筋ジストロフィー症の原因となる糖鎖構造を解明

東京都健康長寿医療センターの遠藤玉夫副所長、萬谷博研究副部長、理化学研究所の山口芳樹チームリーダーらの共同研究グループは、先天性筋ジストロフィー症の原因遺伝子(TMEM5)の機能を解明し、発症に関わる糖鎖の構造を明らかにしました。

先天性筋ジストロフィー症は全身の筋力が低下する遺伝子疾患であり厚生労働省の難病に指定されています。私たちは以前に、糖鎖の異常を原因とするタイプの先天性筋ジストロフィー症を発見し、発症のメカニズムを調べてきました。これまでに18種の原因遺伝子中17種の機能が明らかになりましたが、これらの遺伝子が作る糖鎖の構造には未だ不明な部分があり、残る1種の原因遺伝子TMEM5の機能とこれにより作られる糖鎖構造の完全解明が期待されていました。

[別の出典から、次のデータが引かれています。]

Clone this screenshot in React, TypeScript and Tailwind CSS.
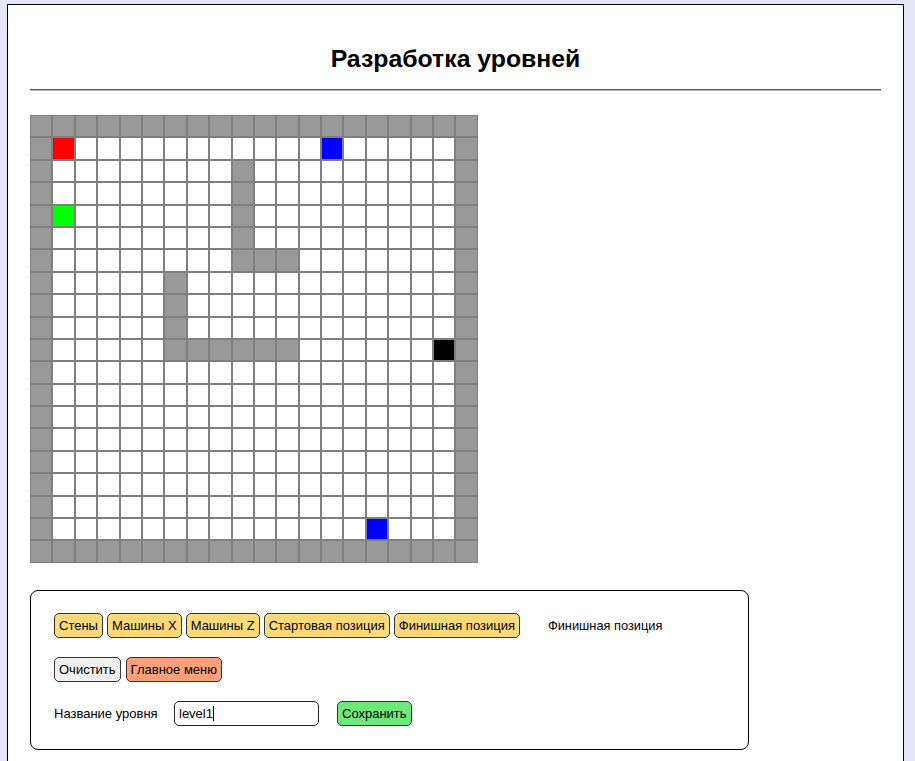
import React from "react";

const N = 20;
const SIZE = 22.4;

function cellColor(r: number, c: number): string {
  if (r === 0 || r === N - 1 || c === 0 || c === N - 1) return "#999999";
  if (r === 1 && c === 1) return "#ff0000";
  if (r === 1 && c === 13) return "#0000ff";
  if (r === 4 && c === 1) return "#00ff00";
  if (r === 10 && c === 18) return "#000000";
  if (r === 18 && c === 15) return "#0000ff";
  if (c === 9 && r >= 2 && r <= 6) return "#999999";
  if (r === 6 && (c === 10 || c === 11)) return "#999999";
  if (c === 6 && r >= 7 && r <= 10) return "#999999";
  if (r === 10 && c >= 6 && c <= 11) return "#999999";
  return "#ffffff";
}

function Btn({ children, cls }: { children: React.ReactNode; cls: string }) {
  return (
    <button
      className={`h-[25px] px-[4px] border border-[#333] rounded-[5px] text-[13px] text-black leading-none ${cls}`}
      style={{ fontFamily: '"Liberation Sans", Arial, sans-serif' }}
    >
      {children}
    </button>
  );
}

export default function App() {
  const cells = [];
  for (let r = 0; r < N; r++) {
    for (let c = 0; c < N; c++) {
      cells.push(
        <div
          key={`${r}-${c}`}
          className="border border-[#7f7f7f] box-border"
          style={{ background: cellColor(r, c) }}
        />
      );
    }
  }
  return (
    <div
      className="min-h-[761px] bg-[#e6e6fa] pt-[4px] pl-[7px] overflow-hidden"
      style={{ fontFamily: '"Liberation Sans", Arial, sans-serif' }}
    >
      <div className="w-[897px] min-h-[800px] bg-white border border-black px-[22px] pt-[40px] box-border">
        <h1 className="h-[28px] leading-[28px] text-[24.8px] font-bold text-center text-black">
          Разработка уровней
        </h1>
        <div className="mt-[16px] h-[2px] border-t border-[#555] border-b border-b-[#bbb]" />
        <div
          className="mt-[24px] grid w-[448px] h-[448px]"
          style={{
            gridTemplateColumns: `repeat(${N}, ${SIZE}px)`,
            gridTemplateRows: `repeat(${N}, ${SIZE}px)`,
          }}
        >
          {cells}
        </div>
        <div className="mt-[27px] w-[719px] h-[160px] border border-black rounded-[8px] px-[23px] pt-[22px] box-border">
          <div className="flex items-center gap-[4px] h-[25px]">
            <Btn cls="bg-[#ffd97a]">Стены</Btn>
            <Btn cls="bg-[#ffd97a]">Машины X</Btn>
            <Btn cls="bg-[#ffd97a]">Машины Z</Btn>
            <Btn cls="bg-[#ffd97a]">Стартовая позиция</Btn>
            <Btn cls="bg-[#ffd97a]">Финишная позиция</Btn>
            <span className="ml-[24px] text-[12.8px] text-black">Финишная позиция</span>
          </div>
          <div className="flex items-center gap-[5px] h-[25px] mt-[19px]">
            <Btn cls="bg-[#f0f0f0]">Очистить</Btn>
            <Btn cls="bg-[#ffa07a]">Главное меню</Btn>
          </div>
          <div className="flex items-center h-[25px] mt-[19px]">
            <span className="text-[13px] text-black w-[120px]">Название уровня</span>
            <div className="w-[145px] h-[25px] border border-[#222] rounded-[5px] flex items-center px-[4px] text-[13px] text-black box-border">
              <span>level1</span>
              <span className="inline-block w-[1px] h-[15px] bg-black" />
            </div>
            <div className="ml-[18px]">
              <Btn cls="bg-[#6fe87b]">Сохранить</Btn>
            </div>
          </div>
        </div>
      </div>
    </div>
  );
}
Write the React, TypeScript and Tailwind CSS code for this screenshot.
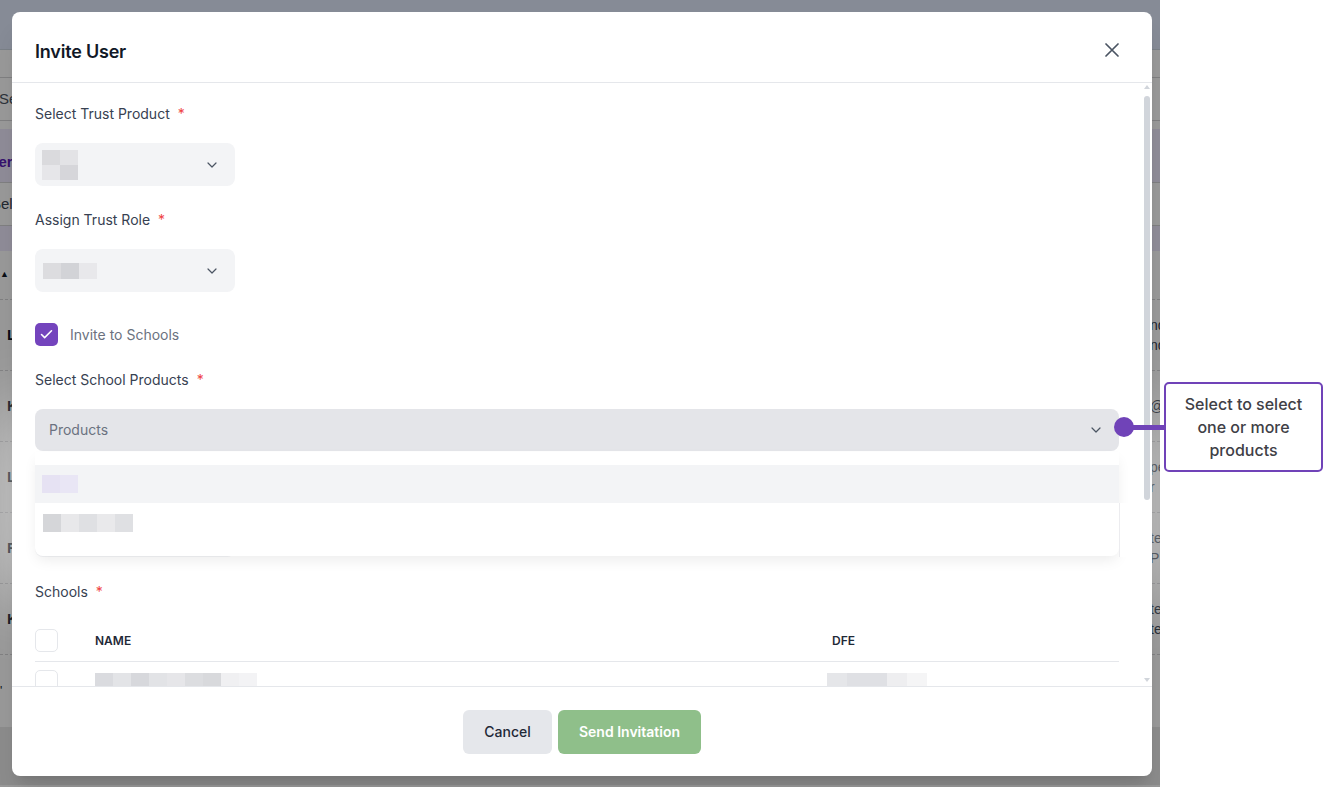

今回、TMEM5がこれまで解明されていなかった部分の糖鎖をつくる糖転移酵素であることを明らかにしました。さらにTMEM5によりつくられる糖鎖の構造を詳細に解析し、先天性筋ジストロフィー症の発症に関わる糖鎖の完全な構造を明らかにしました。この糖鎖は脳と筋肉の発達や機能において重要な働きをしていると考えられています。本研究により、これまで部分的にしか分かっていなかった糖鎖の構造が完全に明らかになったことから、先天性筋ジストロフィー症の研究の飛躍的な進歩が期待されます。

本研究は、米国生化学会誌「The Journal of Biological Chemistry」に掲載されるのに先立ち、オンライン版(10月12日付)に掲載されました。